Cinq axes principaux pourraient être examinés :

– Qui se livre aux attaques spéculatives, et à partir de quelles zones ou marchés ?

– Quelles sont les méthodes employées ? En quoi l’automatisation des décisions de ventes ou d’achats amplifie les mouvements spéculatifs ?

– Quel est le rôle des agences de notations dans les prises de positions des fonds spéculatifs et des acteurs de marché ?

– Peut-on considérer qu’il y a eu « délit d’initiés » ? Certains acteurs étaient-ils au courant de la réalité de solvabilité grecque en amont du déclenchement de la crise ? Certains acteurs ont pu mettre à profit leur connaissance au sujet de la valeur de certains titres, de la probable réaction des autorités monétaires et communautaires, et des délais avant les annonces des plans d’aide ?

– Deux ans après la crise des « subprimes », les bonnes décisions ont-elles été prises par les acteurs compétents au bon moment pour stopper ces mouvements spéculatifs ?

Dans une démocratie parlementaire, et compte tenu de ses missions essentielles de contrôle, il est clairement de la responsabilité du Parlement de contribuer au contrôle et à la régulation des marchés financiers et de ses acteurs, et de contribuer à la limitation, pour le moins, des abus dans ce domaine.

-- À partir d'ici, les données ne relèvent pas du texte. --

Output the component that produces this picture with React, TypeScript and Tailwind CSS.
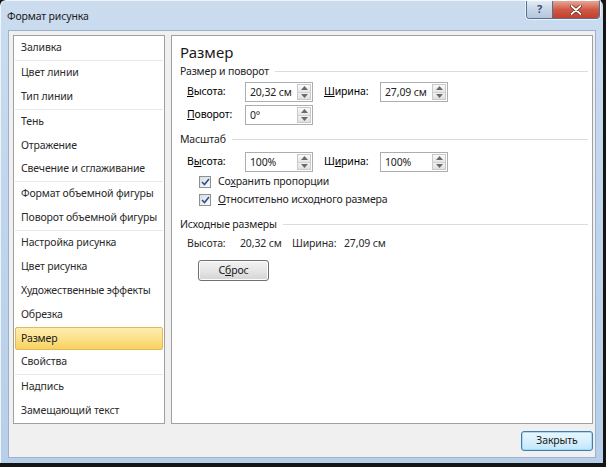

Les députés du groupe, socialiste, radical, citoyen et divers gauche veulent établir les responsabilités des différents acteurs dans la déstabilisation de nos économies, et en déduire les nouvelles règles prudentielles et les nouveaux modes de régulation qui s’imposent pour assurer que le fonctionnement des marchés financiers et ses acteurs restent au service de l’intérêt économique des nations.

PROPOSITION DE RÉSOLUTION

Article unique

Il est créé, en application des articles 140 et suivants du Règlement de l’Assemblée nationale, une commission d’enquête de trente membres afin de connaître les conditions exactes dans lesquelles se sont développés les mécanismes de spéculation affectant le fonctionnement des économies, notamment ceux qui déstabilisent la monnaie et les titres souverains européens.